The figure you attached is a more complex layout. For example, how is the grating illuminated? Since the grating is not at the front pupil plane, the field at the rear focal plane will pick up some extra phase factors which could greatly alter the diffraction pattern. This may not be relevant, but the image you have reminds me of the Talbot effect:

http://en.wikipedia.org/wiki/Talbot_effect

Thanks for replying.

Maybe the picture isn't a great example. But what about a situation where a single slit is placed at two focal lengths from a lens, and the plane of observation is at the other focal length. I believe this obeys the lens law; so how would one go about finding the intensity distribution on the screen of observation?

Thanks
 
Andy Resnick said:
Are you imaging the slit or the transform of the slit? I'm a little confused.

Does the transform of the slit mean the diffraction pattern? If so I think I'm talking about that!
 
rabbit44 said:
Does the transform of the slit mean the diffraction pattern? If so I think I'm talking about that!
Yes.

The way I picture it is, the angular pattern is produced by sets of parallel "rays" emerging from the slit at each angle. A lens will bring that to a focus (i.e. form an image of the diffraction pattern) at one focal length beyond the lens.

The intensity as a function of angle can be found here:
https://www.physicsforums.com/library.php?do=view_item&itemid=191

With the lens in place, a geometric argument shows that the intensity at angle θ instead appears at a displacement x=θ·f from the central axis (using the usual small-angle approximations).

Hope that helps,

Mark
 
Redbelly98 said:
Yes.

The way I picture it is, the angular pattern is produced by sets of parallel "rays" emerging from the slit at each angle. A lens will bring that to a focus (i.e. form an image of the diffraction pattern) at one focal length beyond the lens.

The intensity as a function of angle can be found here:
https://www.physicsforums.com/library.php?do=view_item&itemid=191

With the lens in place, a geometric argument shows that the intensity at angle θ instead appears at a displacement x=θ·f from the central axis (using the usual small-angle approximations).

Hope that helps,

Mark

OK having done a tad more research I think I can finally phrase this properly.

Thanks to your post, I think I get what happens in the focal/Fraunhofer/Fourier plane.

However I still would like to know how to find the intensity distribution in the image plane.
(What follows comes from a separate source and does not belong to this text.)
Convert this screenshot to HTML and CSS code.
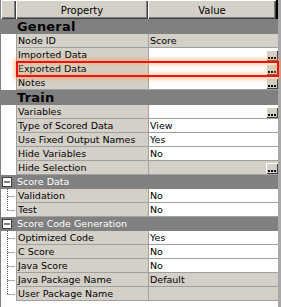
FILE: index.html
```html
<!DOCTYPE html>
<html lang="en">
<head>
    <meta charset="UTF-8">
    <title>Properties</title>
    <link rel="stylesheet" href="styles.css">
</head>
<body>
    <div class="painel">
        <div class="cabecalho">
            <div class="cab-gutter"></div>
            <div class="cab-cell">Property</div>
            <div class="cab-cell">Value</div>
        </div>

        <div class="grupo">General</div>
        <div class="linha"><div class="gut"></div><div class="prop">Node ID</div><div class="val ro">Score</div></div>
        <div class="linha"><div class="gut"></div><div class="prop">Imported Data</div><div class="val"><span></span><i class="btn"></i></div></div>
        <div class="linha marcada"><div class="gut"></div><div class="prop">Exported Data</div><div class="val"><span></span><i class="btn"></i></div></div>
        <div class="linha"><div class="gut"></div><div class="prop">Notes</div><div class="val"><span></span><i class="btn"></i></div></div>

        <div class="grupo">Train</div>
        <div class="linha"><div class="gut"></div><div class="prop">Variables</div><div class="val"><span></span><i class="btn"></i></div></div>
        <div class="linha"><div class="gut"></div><div class="prop">Type of Scored Data</div><div class="val">View</div></div>
        <div class="linha"><div class="gut"></div><div class="prop">Use Fixed Output Names</div><div class="val">Yes</div></div>
        <div class="linha"><div class="gut"></div><div class="prop">Hide Variables</div><div class="val">No</div></div>
        <div class="linha"><div class="gut"></div><div class="prop">Hide Selection</div><div class="val ro"><span></span><i class="btn"></i></div></div>

        <div class="subgrupo">
            <div class="gut"><svg width="15" height="14"><rect x="1.5" y="2.5" width="9" height="9" fill="#fff" stroke="#404040"/><line x1="3" y1="7" x2="9" y2="7" stroke="#000"/></svg></div>
            <div class="sub-titulo">Score Data</div>
        </div>
        <div class="linha"><div class="gut"><svg width="15" height="14"><path d="M6.5 0V14M6.5 7.5H14" stroke="#555" stroke-dasharray="1 1"/></svg></div><div class="prop">Validation</div><div class="val">No</div></div>
        <div class="linha"><div class="gut"><svg width="15" height="14"><path d="M6.5 0V7.5M6.5 7.5H14" stroke="#555" stroke-dasharray="1 1"/></svg></div><div class="prop">Test</div><div class="val">No</div></div>

        <div class="subgrupo">
            <div class="gut"><svg width="15" height="14"><rect x="1.5" y="2.5" width="9" height="9" fill="#fff" stroke="#404040"/><line x1="3" y1="7" x2="9" y2="7" stroke="#000"/></svg></div>
            <div class="sub-titulo">Score Code Generation</div>
        </div>
        <div class="linha"><div class="gut"><svg width="15" height="14"><path d="M6.5 0V14M6.5 7.5H14" stroke="#555" stroke-dasharray="1 1"/></svg></div><div class="prop">Optimized Code</div><div class="val">Yes</div></div>
        <div class="linha"><div class="gut"><svg width="15" height="14"><path d="M6.5 0V14M6.5 7.5H14" stroke="#555" stroke-dasharray="1 1"/></svg></div><div class="prop">C Score</div><div class="val">No</div></div>
        <div class="linha"><div class="gut"><svg width="15" height="14"><path d="M6.5 0V14M6.5 7.5H14" stroke="#555" stroke-dasharray="1 1"/></svg></div><div class="prop">Java Score</div><div class="val">No</div></div>
        <div class="linha"><div class="gut"><svg width="15" height="14"><path d="M6.5 0V14M6.5 7.5H14" stroke="#555" stroke-dasharray="1 1"/></svg></div><div class="prop">Java Package Name</div><div class="val ro">Default</div></div>
        <div class="linha"><div class="gut"><svg width="15" height="14"><path d="M6.5 0V7.5M6.5 7.5H14" stroke="#555" stroke-dasharray="1 1"/></svg></div><div class="prop">User Package Name</div><div class="val ro"></div></div>
    </div>
</body>
</html>
```

FILE: styles.css
```css
body{
    margin: 0;
    background-color: #a8a8a8;
    font-family: "DejaVu Sans", sans-serif;
    font-size: 9.5px;
    color: #000;
}
.painel{
    width: 277px;
    height: 307px;
    background-color: #fff;
    border-left: 1px solid #808080;
}
.cabecalho{
    display: grid;
    grid-template-columns: 15px 132px 130px;
    height: 19px;
    background-color: #d4d0c8;
}
.cab-gutter, .cab-cell{
    box-shadow: inset 1px 1px #fff, inset -1px -1px #404040, inset -2px -2px #808080;
}
.cab-cell{
    display: flex;
    justify-content: center;
    align-items: center;
    padding-top: 1px;
    font-size: 10px;
}
.cabecalho .cab-cell:last-child{
    border-right: 2px solid #000;
}
.grupo{
    height: 15px;
    background-color: #808080;
    padding-left: 16px;
    font-size: 13px;
    font-weight: bold;
    line-height: 16px;
    letter-spacing: 0.2px;
}
.linha{
    display: grid;
    grid-template-columns: 15px 132px 130px;
    height: 14px;
}
.linha.marcada{
    position: relative;
    z-index: 1;
}
.linha.marcada::after{
    content: '';
    position: absolute;
    left: 15px;
    right: -1px;
    top: -1px;
    bottom: -1px;
    border: 2px solid #e8141a;
    box-shadow: 0 0 4px 2px rgba(255, 150, 70, 0.55), inset 0 0 4px 2px rgba(255, 170, 90, 0.5);
}
.gut{
    background-color: #fff;
    height: 14px;
}
.gut svg{
    display: block;
}
.prop, .val{
    border-left: 1px solid #a0a0a0;
    border-bottom: 1px solid #a0a0a0;
    padding-left: 1px;
    line-height: 13px;
    white-space: nowrap;
    overflow: hidden;
}
.prop{
    background-color: #d4d0c8;
}
.val{
    background-color: #fff;
    display: flex;
    justify-content: space-between;
    align-items: flex-end;
}
.val.ro{
    background-color: #d4d0c8;
}
.btn{
    display: block;
    width: 12px;
    height: 11px;
    margin-bottom: 0;
    background-color: #d4d0c8;
    box-shadow: inset 1px 1px #fff, inset -1px -1px #404040;
    position: relative;
}
.btn::after{
    content: '';
    position: absolute;
    left: 2px;
    bottom: 2px;
    width: 2px;
    height: 2px;
    background-color: #000;
    box-shadow: 3px 0 #000, 6px 0 #000;
}
.subgrupo{
    display: grid;
    grid-template-columns: 15px 1fr;
    height: 14px;
    background-color: #808080;
}
.subgrupo .gut{
    background-color: #808080;
}
.sub-titulo{
    color: #fff;
    padding-left: 1px;
    line-height: 14px;
}
```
e.g. if I have a grating, which therefore has a square wave amplitude function. I think I would get a square wave function in the image plane, but would the frequency be different to that of the amplitude function at the grating, and if so, how can you work out what it is?

I think I read somewhere that you take a FT of the diffraction pattern in the focal plane, to get the amplitude function in the image plane. Is this correct, and does a geometric argument exist that can be used instead?

Thanks again
 
rabbit44,

From focal plane to focal plane, the relation is indeed a Fourier transform.
However, you still need to find out the scale on which this FT is displayed.
You will find the exact formula in any textbook on Fourier optics.

Then, you are still left with one more problem.
You still need to calculate the steps from the object plane to the input focal plane,
as well as from the output focal plane to the image plane.